アベノミクス、1億総活躍プランの正体とは
安倍政権は消費増税先送りに伴って「今こそアベノミクスのエンジンを最大にふかす」と宣言し、「ニッポン一億総活躍プラン」を閣議決定しましたが。。。
これは、全員参加型の一億総活躍社会を実現するために、子育て支援や社会保障の基盤を強化して「希望出生率1.8」「介護離職ゼロ」を目指し、それが経済を強くして「名目GDP(国内総生産)600兆円」を実現する――というプランです。
安倍さんは本気でそうなると考えているのでしょうか?いや、考えているとして、具体的に何をしているのでしょう?疑問です。結局のところこれは、「大黒柱の給料アップを諦めて、今まで働いていなかった女性や中高年、そして障害者などを引っ張り出して総動員させる」ことでどうにか世帯全体の収入を賄おうとする政策にすぎません。
3本の矢(大胆な金融緩和、機動的な財政出動、成長戦略)を掲げた「アベノミクス第1幕」では、家計の大黒柱の賃金水準そのものを引き上げようとしました。しかし、それが思い通りにいかないことがわかると、「第2幕」では働く人たちを増やし横に広げようという発想に転換させたのです。つまり、第1幕は大失敗だったのです。
一億総活躍プランでは、「同一労働同一賃金の実現」を目標に掲げていますが、これはパートなど非正規雇用の待遇改善であり、大黒柱の賃上げには全く関係ありません。結局、「家族総動員で働いてどうにか家計を支えてください」というのが一億総活躍の正体なのです。
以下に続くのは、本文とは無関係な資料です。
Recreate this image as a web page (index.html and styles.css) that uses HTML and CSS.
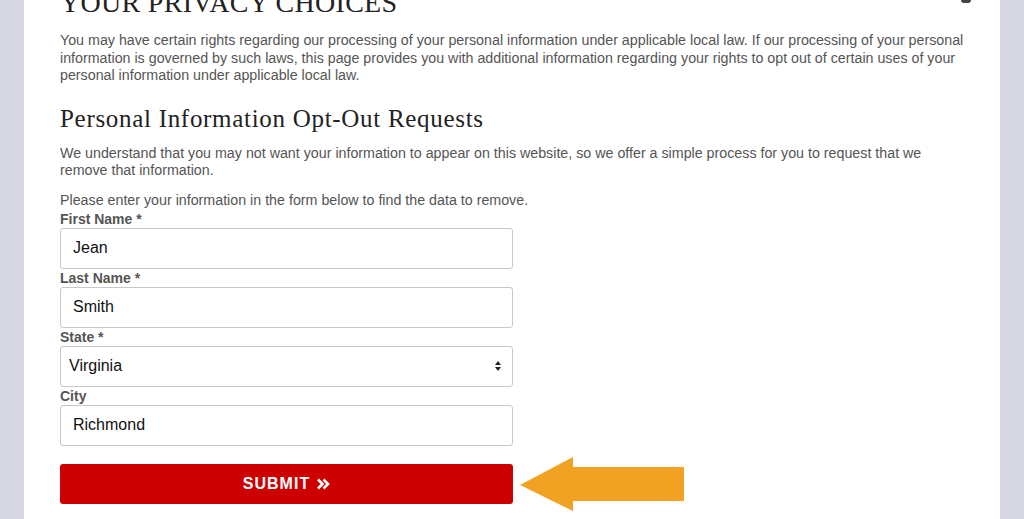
FILE: index.html
```html
<!DOCTYPE html>
<html lang="en">
<head>
<meta charset="utf-8">
<title>Your Privacy Choices</title>
<link rel="stylesheet" href="styles.css">
</head>
<body>
<main class="panel">
  <span class="corner-mark"></span>
  <h1 class="title">YOUR PRIVACY CHOICES</h1>
  <p class="text">You may have certain rights regarding our processing of your personal information under applicable local law. If our processing of your personal information is governed by such laws, this page provides you with additional information regarding your rights to opt out of certain uses of your personal information under applicable local law.</p>
  <h2 class="subtitle">Personal Information Opt-Out Requests</h2>
  <p class="text">We understand that you may not want your information to appear on this website, so we offer a simple process for you to request that we remove that information.</p>
  <p class="text intro">Please enter your information in the form below to find the data to remove.</p>
  <form class="form">
    <label class="label" for="fn">First Name *</label>
    <input class="field" id="fn" type="text" value="Jean">
    <label class="label" for="ln">Last Name *</label>
    <input class="field" id="ln" type="text" value="Smith">
    <label class="label" for="st">State *</label>
    <div class="select" id="st">
      <span class="select-value">Virginia</span>
      <svg class="select-arrows" width="8" height="12" viewBox="0 0 8 12"><path d="M4 1 L7 5 H1 Z M4 11 L7 7 H1 Z" fill="#222"/></svg>
    </div>
    <label class="label" for="ct">City</label>
    <input class="field" id="ct" type="text" value="Richmond">
    <div class="submit-row">
      <button class="submit" type="button">SUBMIT <svg class="chev" width="14" height="12" viewBox="0 0 14 12"><path d="M2 1.5 L6.5 6 L2 10.5 M7.5 1.5 L12 6 L7.5 10.5" fill="none" stroke="#fff" stroke-width="2.6"/></svg></button>
      <svg class="arrow" width="164" height="54" viewBox="0 0 164 54"><path d="M0 28 L53 0 L53 10 L164 10 L164 44 L53 44 L53 54 Z" fill="#f1a223"/></svg>
    </div>
  </form>
</main>
</body>
</html>
```

FILE: styles.css
```css
html, body {
  margin: 0;
  padding: 0;
  height: 100%;
  overflow: hidden;
}
body {
  background: #d8d8e5;
  font-family: "Liberation Sans", Arial, sans-serif;
}
.panel {
  position: relative;
  display: flow-root;
  margin: 0 24px;
  background: #fff;
  min-height: 100%;
  padding: 0 36px;
  box-sizing: border-box;
}
.corner-mark {
  position: absolute;
  left: 937px;
  top: 0;
  width: 10px;
  height: 3px;
  background: #444;
  border-radius: 0 0 5px 5px;
}
.title {
  margin: 0;
  margin-top: -14px;
  font-family: "Liberation Serif", "Times New Roman", serif;
  font-weight: normal;
  font-size: 28px;
  line-height: 34px;
  color: #222;
  letter-spacing: 0.3px;
}
.text {
  margin: 12px 0 0;
  font-size: 14.25px;
  line-height: 17.6px;
  color: #555;
}
.subtitle {
  margin: 19px 0 0;
  font-family: "Liberation Serif", "Times New Roman", serif;
  font-weight: normal;
  font-size: 25px;
  line-height: 30px;
  letter-spacing: 0.7px;
  color: #222;
}
.subtitle + .text {
  margin-top: 11px;
}
.intro {
  margin-top: 12px;
}
.form {
  display: flex;
  flex-direction: column;
  width: 453px;
}
.label {
  font-size: 14px;
  font-weight: bold;
  line-height: 18px;
  color: #555;
}
.field, .select {
  box-sizing: border-box;
  width: 453px;
  height: 41px;
  border: 1px solid #c8c8c8;
  border-radius: 3px;
  background: #fff;
  font-family: "Liberation Sans", Arial, sans-serif;
  font-size: 16px;
  color: #111;
  padding: 0 12px;
  margin: 0;
}
.select {
  display: flex;
  align-items: center;
  justify-content: space-between;
  padding: 0 10px 0 8px;
}
.select-arrows {
  display: block;
}
.submit-row {
  display: flex;
  align-items: center;
  margin-top: 11px;
  gap: 7px;
}
.submit {
  flex: none;
  width: 453px;
  height: 40px;
  border: none;
  border-radius: 3px;
  background: #cc0000;
  color: #fff;
  font-family: "Liberation Sans", Arial, sans-serif;
  font-weight: bold;
  font-size: 16px;
  letter-spacing: 1px;
  display: flex;
  align-items: center;
  justify-content: center;
  gap: 6px;
  padding: 0;
}
.chev {
  display: block;
}
.arrow {
  flex: none;
  display: block;
}
```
高齢者も障害者も「働け働け〜」と。しかし、仮にこのプランが実現したとしても、政策通りに世帯全体の収入が増えるかといえばまた話は別なのです。
振り返ってみると、かつては高度経済成長期に「分厚い中間層」が形成され、「一億総中流社会」がもたらされました。安倍首相はそうした歴史をもう一度復活させようという希望的観測で「一億総活躍」なるスローガンを繰り出しているのでしょうが、そうならないのは統計などを見ても明らか!
厚生労働省の「国民生活基礎調査」によりますと、1世帯当たりの平均所得金額はおよそ530万円。しかし、平均所得以下の世帯の割合は6割を超えているのです!所得金額別では200万~300万円未満の世帯が約15%と一番多い状況です。過半数の世帯が中流に届かない所得水準で暮らしているのが現実なのです。
「中流」にしがみつくことすら難しい中、高齢者になると「下流」へと転落する可能性が高まります。これからの時代は昔と異なり、老後に収入が減るのは不可避なのです。現時点でも、実に9割近い高齢者世帯が全世帯の平均所得金額を下回っています。もはや、高齢者となってしまえば「下流」へと転落する流れができてしまっているのです。
今のところ「錯覚」で、「自分はまだ中流だ」と思い込んでいても、将来、いつの間にか「下流」になってしまっている可能性が非常に高いのです。あなたは「偽装中流」ではありませんか?よくよく考え、アベノミクスを鵜呑みにしないようにしてくださいね。